As I expand the grammar I expect to have a lot of BLOB tokens simply because creating a narrower token in the lexer would be pointless because BLOB would match instead.
This is the classic keywords-as-identifier problem. If you want that a specific char combination, which is lexed as keyword, can also be used as a normal identifier in certain places, then you have to list this keyword as possible alternative. For example:
property_element: (BLOB | K_WORKSPACE) property_value;
property_value : BLOB | STRING | K_WORKSPACE;
I am parsing a language which has some difficult syntax that I need some help or suggestions to tackle it.
Heres an a typical line =>
IF CLCI((ZNTEM+CHRCNT),1,1H())) EQ 0
The difficult bit is nH(....any character within the character set.....) where n is 1 in this example and the single char in question is a ')' . My lexer has:
fragment Lp: '(';
fragment Rp: ')';
LP: Lp;
RP: Rp; etc....
My current non-working solution is to switch modes in the lexer because then I can then define all the special chars to consume
// Default mode rules
STRING_SUB: INT 'H' LP -> pushMode(ISLAND) ; // switch to ISLAND mode
and then to switch back
// Special mode of INT H ( ID )
// ID is the string substitute which can includes, spaces, backslash, etc, special chars
mode ISLAND;
ISLAND_CLOSE : RP -> popMode ; // back to nomal mode
ID : SpecialChars+; // match/send ID in tag to parser
fragment SpecialChars: '\u0020'..'\u0027' | '\u002A'..'\u0060' | '\u0061'..'\u007E' | '¦';
But obviously the pop mode trigger is the ')' which fails in the particular example case, because the payload is a RP. Any suggestions?

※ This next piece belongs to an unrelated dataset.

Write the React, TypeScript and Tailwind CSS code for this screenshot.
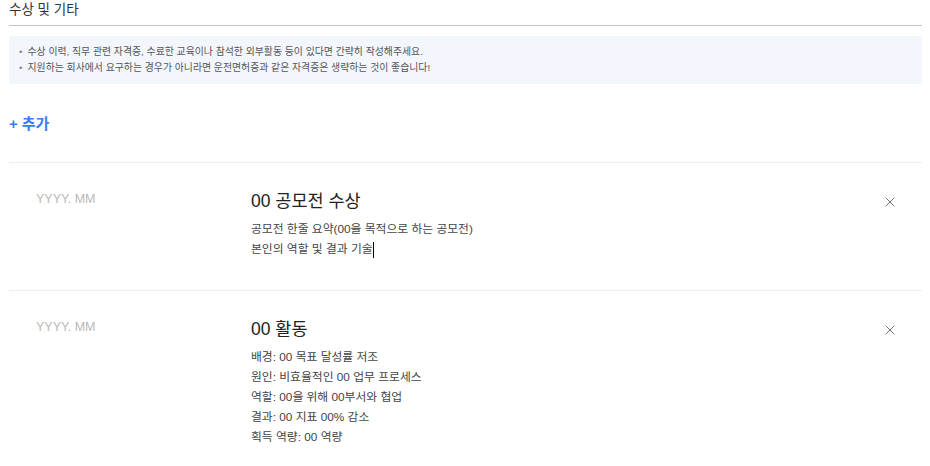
import { X } from "lucide-react";

type Entry = {
  date: string;
  title: string;
  lines: string[];
};

const entries: Entry[] = [
  {
    date: "YYYY. MM",
    title: "00 공모전 수상",
    lines: ["공모전 한줄 요약(00을 목적으로 하는 공모전)", "본인의 역할 및 결과 기술"],
  },
  {
    date: "YYYY. MM",
    title: "00 활동",
    lines: [
      "배경: 00 목표 달성률 저조",
      "원인: 비효율적인 00 업무 프로세스",
      "역할: 00을 위해 00부서와 협업",
      "결과: 00 지표 00% 감소",
      "획득 역량: 00 역량",
    ],
  },
];

const tips = [
  "수상 이력, 직무 관련 자격증, 수료한 교육이나 참석한 외부활동 등이 있다면 간략히 작성해주세요.",
  "지원하는 회사에서 요구하는 경우가 아니라면 운전면허증과 같은 자격증은 생략하는 것이 좋습니다!",
];

export default function App() {
  return (
    <div
      className="w-[930px] h-[466px] overflow-hidden bg-white px-[9px] text-[#222]"
      style={{ fontFamily: '"Liberation Sans", "Noto Sans CJK KR", sans-serif' }}
    >
      <h2 className="pb-[5px] text-[13.5px] leading-[20px] text-[#333] border-b border-[#c4c4c4] w-[913px]">
        수상 및 기타
      </h2>

      <div className="mt-[10px] w-[913px] bg-[#f3f7fd] px-[10px] py-[8px] text-[9.9px] leading-[16px] text-[#555]">
        {tips.map((t, i) => (
          <p key={i} className="flex gap-[5px]">
            <span className="text-[#888]">•</span>
            <span>{t}</span>
          </p>
        ))}
      </div>

      <button className="mt-[30px] flex items-center gap-[4px] text-[15px] font-semibold leading-[20px] text-[#3a7bf7]">
        <span>+</span>
        <span>추가</span>
      </button>

      <div className="mt-[28px] w-[913px]">
        {entries.map((e, i) => (
          <div key={i} className="flex border-t border-[#ececec] pt-[26px] pb-[31px]">
            <div className="w-[242px] pl-[27px] pt-[2px] text-[12.5px] leading-[16px] text-[#b8b8b8]">
              {e.date}
            </div>
            <div className="flex-1">
              <div className="text-[17.5px] leading-[24px] text-[#222]">{e.title}</div>
              <div className="mt-[6px] text-[11.8px] leading-[20px] text-[#444]">
                {e.lines.map((l, j) => (
                  <div key={j}>
                    {l}
                    {i === 0 && j === e.lines.length - 1 && (
                      <span className="inline-block w-[1px] h-[16px] bg-black align-middle" />
                    )}
                  </div>
                ))}
              </div>
            </div>
            <div className="w-[45px] pl-[4.5px] pt-[5px]">
              <X size={16} strokeWidth={1.5} className="text-[#777]" />
            </div>
          </div>
        ))}
      </div>
    </div>
  );
}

I'm trying to build a grammar for a recognizer of a spice-like language using Antlr-3.1.3 (I use this version because of the Python target). I don't have experience with parsers. I've found a master thesis where the student has done the syntactic analysis of the SPICE 2G6 language and built a parser using the LEX and YACC compiler writing tools. (http://digitool.library.mcgill.ca/R/?func=dbin-jump-full&object_id=60667&local_base=GEN01-MCG02) In chapter 4, he describes a grammar in Backus-Naur form for the SPICE 2G6 language, and appends to the work the LEX and YACC code files of the parser.
I'm basing myself in this work to create a simpler grammar for a recognizer of a more restrictive spice language.
I read the Antlr manual, but could not figure out how to solve two problems, that the code snippet below illustrates.
grammar Najm_teste;
resistor
: RES NODE NODE VALUE 'G2'? COMMENT? NEWLINE
;
// START:tokens
RES : ('R'|'r') DIG+;
NODE : DIG+; // non-negative integer
VALUE : REAL; // non-negative real
fragment
SIG : '+'|'-';
fragment
DIG : '0'..'9';
fragment
EXP : ('E'|'e') SIG? DIG+;
fragment
FLT : (DIG+ '.' DIG+)|('.' DIG+)|(DIG+ '.');
fragment
REAL : (DIG+ EXP?)|(FLT EXP?);
COMMENT : '%' ( options {greedy=false;} : . )* NEWLINE;
NEWLINE : '\r'? '\n';
WS : (' '|'\t')+ {$channel=HIDDEN;};
// END:tokens
In the grammar above, the token NODE is a subset of the set represented by the VALUE token. The grammar correctly interprets an input like "R1 5 0 1.1/n", but cannot interpret an input like "R1 5 0 1/n", because it maps "1" to the token NODE, instead of mapping it to the token VALUE, as NODE comes before VALUE in the tokens section. Given such inputs, does anyone has an idea of how can I map the "1" to the correct token VALUE, or a suggestion of how can I alter the grammar so that I can correctly interpret the input?
The second problem is the presence of a comment at the end of a line. Because the NEWLINE token delimits: (1) the end of a comment; and (2) the end of a line of code. When I include a comment at the end of a line of code, two newline characters are necessary to the parser correctly recognize the line of code, otherwise, just one newline character is necessary. How could I improve this?
Thanks!
Problem 1
The lexer does not "listen" to the parser. The lexer simply creates tokens that contain as much characters as possible. In case two tokens match the same amount of characters, the token defined first will "win". In other words, "1" will always be tokenized as a NODE, even though the parser is trying to match a VALUE.
You can do something like this instead:
resistor
: RES NODE NODE value 'G2'? COMMENT? NEWLINE
;
value : NODE | REAL;
// START:tokens
RES : ('R'|'r') DIG+;
NODE : DIG+;
REAL : (DIG+ EXP?) | (FLT EXP?);
...
E.g., I removed VALUE, added value and removed fragment from REAL
Problem 2
Do not let the comment match the line break:
COMMENT : '%' ~('\r' | '\n')*;
where ~('\r' | '\n')* matches zero or more chars other than line break characters.